> WHAT YOU WILL DO
Restate the listing that follows word for word, without its pictures.
------------------------------------------------
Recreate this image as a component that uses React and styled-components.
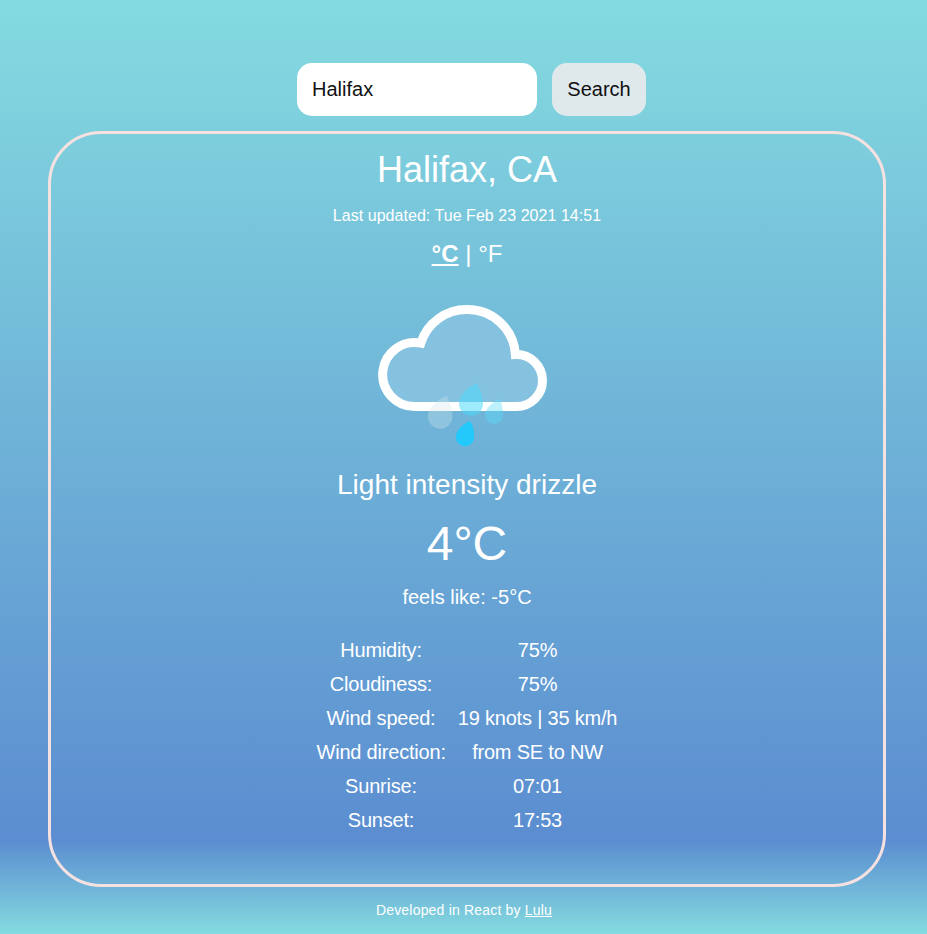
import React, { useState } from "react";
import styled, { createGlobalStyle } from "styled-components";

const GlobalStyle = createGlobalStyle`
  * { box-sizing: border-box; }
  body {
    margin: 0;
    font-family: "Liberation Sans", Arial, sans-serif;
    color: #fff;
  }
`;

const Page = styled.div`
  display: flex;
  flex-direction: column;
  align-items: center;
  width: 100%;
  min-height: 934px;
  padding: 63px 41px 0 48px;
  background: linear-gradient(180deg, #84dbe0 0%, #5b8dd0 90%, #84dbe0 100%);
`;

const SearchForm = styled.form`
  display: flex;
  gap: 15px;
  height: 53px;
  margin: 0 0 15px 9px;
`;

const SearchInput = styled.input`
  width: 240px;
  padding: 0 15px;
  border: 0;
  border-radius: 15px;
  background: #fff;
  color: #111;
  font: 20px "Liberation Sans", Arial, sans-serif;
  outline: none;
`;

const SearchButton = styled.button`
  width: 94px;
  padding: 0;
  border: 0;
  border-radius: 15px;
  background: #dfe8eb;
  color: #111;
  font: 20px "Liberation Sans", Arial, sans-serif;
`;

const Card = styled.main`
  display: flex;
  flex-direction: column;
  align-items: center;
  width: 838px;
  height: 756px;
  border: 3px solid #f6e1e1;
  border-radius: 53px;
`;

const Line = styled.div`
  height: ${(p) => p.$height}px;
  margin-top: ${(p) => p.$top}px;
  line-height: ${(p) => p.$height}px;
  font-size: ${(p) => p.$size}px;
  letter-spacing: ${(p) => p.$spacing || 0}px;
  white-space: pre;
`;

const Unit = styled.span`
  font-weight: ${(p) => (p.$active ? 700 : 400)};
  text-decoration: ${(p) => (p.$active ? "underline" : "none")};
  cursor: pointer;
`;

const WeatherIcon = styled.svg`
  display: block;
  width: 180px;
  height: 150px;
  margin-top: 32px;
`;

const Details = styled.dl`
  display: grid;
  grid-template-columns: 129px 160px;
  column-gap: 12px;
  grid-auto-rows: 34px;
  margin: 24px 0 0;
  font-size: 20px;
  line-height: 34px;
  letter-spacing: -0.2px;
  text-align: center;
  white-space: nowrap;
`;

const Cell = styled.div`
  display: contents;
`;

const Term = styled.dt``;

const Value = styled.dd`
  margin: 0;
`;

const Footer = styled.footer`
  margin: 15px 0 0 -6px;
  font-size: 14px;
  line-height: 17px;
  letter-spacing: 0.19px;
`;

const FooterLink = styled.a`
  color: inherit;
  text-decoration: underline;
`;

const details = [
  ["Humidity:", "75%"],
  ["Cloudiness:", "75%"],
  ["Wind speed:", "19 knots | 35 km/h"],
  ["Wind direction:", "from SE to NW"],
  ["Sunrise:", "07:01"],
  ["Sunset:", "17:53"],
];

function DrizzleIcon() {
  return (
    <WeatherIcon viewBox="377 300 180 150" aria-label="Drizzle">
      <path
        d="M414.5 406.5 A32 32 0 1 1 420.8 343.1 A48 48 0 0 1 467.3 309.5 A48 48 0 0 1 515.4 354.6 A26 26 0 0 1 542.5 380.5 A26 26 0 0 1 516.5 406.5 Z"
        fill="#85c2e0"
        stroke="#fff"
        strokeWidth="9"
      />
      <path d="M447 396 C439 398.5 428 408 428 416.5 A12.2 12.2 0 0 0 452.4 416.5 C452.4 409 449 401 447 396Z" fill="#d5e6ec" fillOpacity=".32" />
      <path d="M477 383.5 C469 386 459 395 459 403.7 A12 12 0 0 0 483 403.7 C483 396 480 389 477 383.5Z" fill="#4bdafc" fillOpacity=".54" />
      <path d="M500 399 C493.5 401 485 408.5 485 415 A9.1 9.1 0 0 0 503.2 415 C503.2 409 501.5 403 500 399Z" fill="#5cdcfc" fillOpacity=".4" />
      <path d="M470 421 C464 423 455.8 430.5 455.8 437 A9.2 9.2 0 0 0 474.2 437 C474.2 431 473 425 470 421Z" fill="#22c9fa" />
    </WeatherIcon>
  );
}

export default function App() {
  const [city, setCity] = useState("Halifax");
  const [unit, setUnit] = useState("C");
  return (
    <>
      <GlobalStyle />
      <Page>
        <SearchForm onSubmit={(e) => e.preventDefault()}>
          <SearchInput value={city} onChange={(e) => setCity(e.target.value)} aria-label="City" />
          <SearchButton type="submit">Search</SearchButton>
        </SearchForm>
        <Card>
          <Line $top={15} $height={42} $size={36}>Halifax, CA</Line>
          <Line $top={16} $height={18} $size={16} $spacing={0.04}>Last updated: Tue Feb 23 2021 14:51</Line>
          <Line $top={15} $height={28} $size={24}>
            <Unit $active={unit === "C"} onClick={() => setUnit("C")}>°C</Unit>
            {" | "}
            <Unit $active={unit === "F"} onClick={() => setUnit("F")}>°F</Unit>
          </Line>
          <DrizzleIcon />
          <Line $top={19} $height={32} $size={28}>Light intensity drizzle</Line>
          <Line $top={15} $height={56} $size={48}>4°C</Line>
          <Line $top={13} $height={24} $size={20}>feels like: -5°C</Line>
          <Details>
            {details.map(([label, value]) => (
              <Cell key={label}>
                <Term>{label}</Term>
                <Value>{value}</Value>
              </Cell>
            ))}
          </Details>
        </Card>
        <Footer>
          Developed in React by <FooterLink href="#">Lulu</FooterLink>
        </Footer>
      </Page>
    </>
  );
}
------------------------------------------------
> WRITTEN SOLUTION
Recreate this image as a component that uses React and styled-components.
import React, { useState } from "react";
import styled, { createGlobalStyle } from "styled-components";

const GlobalStyle = createGlobalStyle`
  * { box-sizing: border-box; }
  body {
    margin: 0;
    font-family: "Liberation Sans", Arial, sans-serif;
    color: #fff;
  }
`;

const Page = styled.div`
  display: flex;
  flex-direction: column;
  align-items: center;
  width: 100%;
  min-height: 934px;
  padding: 63px 41px 0 48px;
  background: linear-gradient(180deg, #84dbe0 0%, #5b8dd0 90%, #84dbe0 100%);
`;

const SearchForm = styled.form`
  display: flex;
  gap: 15px;
  height: 53px;
  margin: 0 0 15px 9px;
`;

const SearchInput = styled.input`
  width: 240px;
  padding: 0 15px;
  border: 0;
  border-radius: 15px;
  background: #fff;
  color: #111;
  font: 20px "Liberation Sans", Arial, sans-serif;
  outline: none;
`;

const SearchButton = styled.button`
  width: 94px;
  padding: 0;
  border: 0;
  border-radius: 15px;
  background: #dfe8eb;
  color: #111;
  font: 20px "Liberation Sans", Arial, sans-serif;
`;

const Card = styled.main`
  display: flex;
  flex-direction: column;
  align-items: center;
  width: 838px;
  height: 756px;
  border: 3px solid #f6e1e1;
  border-radius: 53px;
`;

const Line = styled.div`
  height: ${(p) => p.$height}px;
  margin-top: ${(p) => p.$top}px;
  line-height: ${(p) => p.$height}px;
  font-size: ${(p) => p.$size}px;
  letter-spacing: ${(p) => p.$spacing || 0}px;
  white-space: pre;
`;

const Unit = styled.span`
  font-weight: ${(p) => (p.$active ? 700 : 400)};
  text-decoration: ${(p) => (p.$active ? "underline" : "none")};
  cursor: pointer;
`;

const WeatherIcon = styled.svg`
  display: block;
  width: 180px;
  height: 150px;
  margin-top: 32px;
`;

const Details = styled.dl`
  display: grid;
  grid-template-columns: 129px 160px;
  column-gap: 12px;
  grid-auto-rows: 34px;
  margin: 24px 0 0;
  font-size: 20px;
  line-height: 34px;
  letter-spacing: -0.2px;
  text-align: center;
  white-space: nowrap;
`;

const Cell = styled.div`
  display: contents;
`;

const Term = styled.dt``;

const Value = styled.dd`
  margin: 0;
`;

const Footer = styled.footer`
  margin: 15px 0 0 -6px;
  font-size: 14px;
  line-height: 17px;
  letter-spacing: 0.19px;
`;

const FooterLink = styled.a`
  color: inherit;
  text-decoration: underline;
`;

const details = [
  ["Humidity:", "75%"],
  ["Cloudiness:", "75%"],
  ["Wind speed:", "19 knots | 35 km/h"],
  ["Wind direction:", "from SE to NW"],
  ["Sunrise:", "07:01"],
  ["Sunset:", "17:53"],
];

function DrizzleIcon() {
  return (
    <WeatherIcon viewBox="377 300 180 150" aria-label="Drizzle">
      <path
        d="M414.5 406.5 A32 32 0 1 1 420.8 343.1 A48 48 0 0 1 467.3 309.5 A48 48 0 0 1 515.4 354.6 A26 26 0 0 1 542.5 380.5 A26 26 0 0 1 516.5 406.5 Z"
        fill="#85c2e0"
        stroke="#fff"
        strokeWidth="9"
      />
      <path d="M447 396 C439 398.5 428 408 428 416.5 A12.2 12.2 0 0 0 452.4 416.5 C452.4 409 449 401 447 396Z" fill="#d5e6ec" fillOpacity=".32" />
      <path d="M477 383.5 C469 386 459 395 459 403.7 A12 12 0 0 0 483 403.7 C483 396 480 389 477 383.5Z" fill="#4bdafc" fillOpacity=".54" />
      <path d="M500 399 C493.5 401 485 408.5 485 415 A9.1 9.1 0 0 0 503.2 415 C503.2 409 501.5 403 500 399Z" fill="#5cdcfc" fillOpacity=".4" />
      <path d="M470 421 C464 423 455.8 430.5 455.8 437 A9.2 9.2 0 0 0 474.2 437 C474.2 431 473 425 470 421Z" fill="#22c9fa" />
    </WeatherIcon>
  );
}

export default function App() {
  const [city, setCity] = useState("Halifax");
  const [unit, setUnit] = useState("C");
  return (
    <>
      <GlobalStyle />
      <Page>
        <SearchForm onSubmit={(e) => e.preventDefault()}>
          <SearchInput value={city} onChange={(e) => setCity(e.target.value)} aria-label="City" />
          <SearchButton type="submit">Search</SearchButton>
        </SearchForm>
        <Card>
          <Line $top={15} $height={42} $size={36}>Halifax, CA</Line>
          <Line $top={16} $height={18} $size={16} $spacing={0.04}>Last updated: Tue Feb 23 2021 14:51</Line>
          <Line $top={15} $height={28} $size={24}>
            <Unit $active={unit === "C"} onClick={() => setUnit("C")}>°C</Unit>
            {" | "}
            <Unit $active={unit === "F"} onClick={() => setUnit("F")}>°F</Unit>
          </Line>
          <DrizzleIcon />
          <Line $top={19} $height={32} $size={28}>Light intensity drizzle</Line>
          <Line $top={15} $height={56} $size={48}>4°C</Line>
          <Line $top={13} $height={24} $size={20}>feels like: -5°C</Line>
          <Details>
            {details.map(([label, value]) => (
              <Cell key={label}>
                <Term>{label}</Term>
                <Value>{value}</Value>
              </Cell>
            ))}
          </Details>
        </Card>
        <Footer>
          Developed in React by <FooterLink href="#">Lulu</FooterLink>
        </Footer>
      </Page>
    </>
  );
}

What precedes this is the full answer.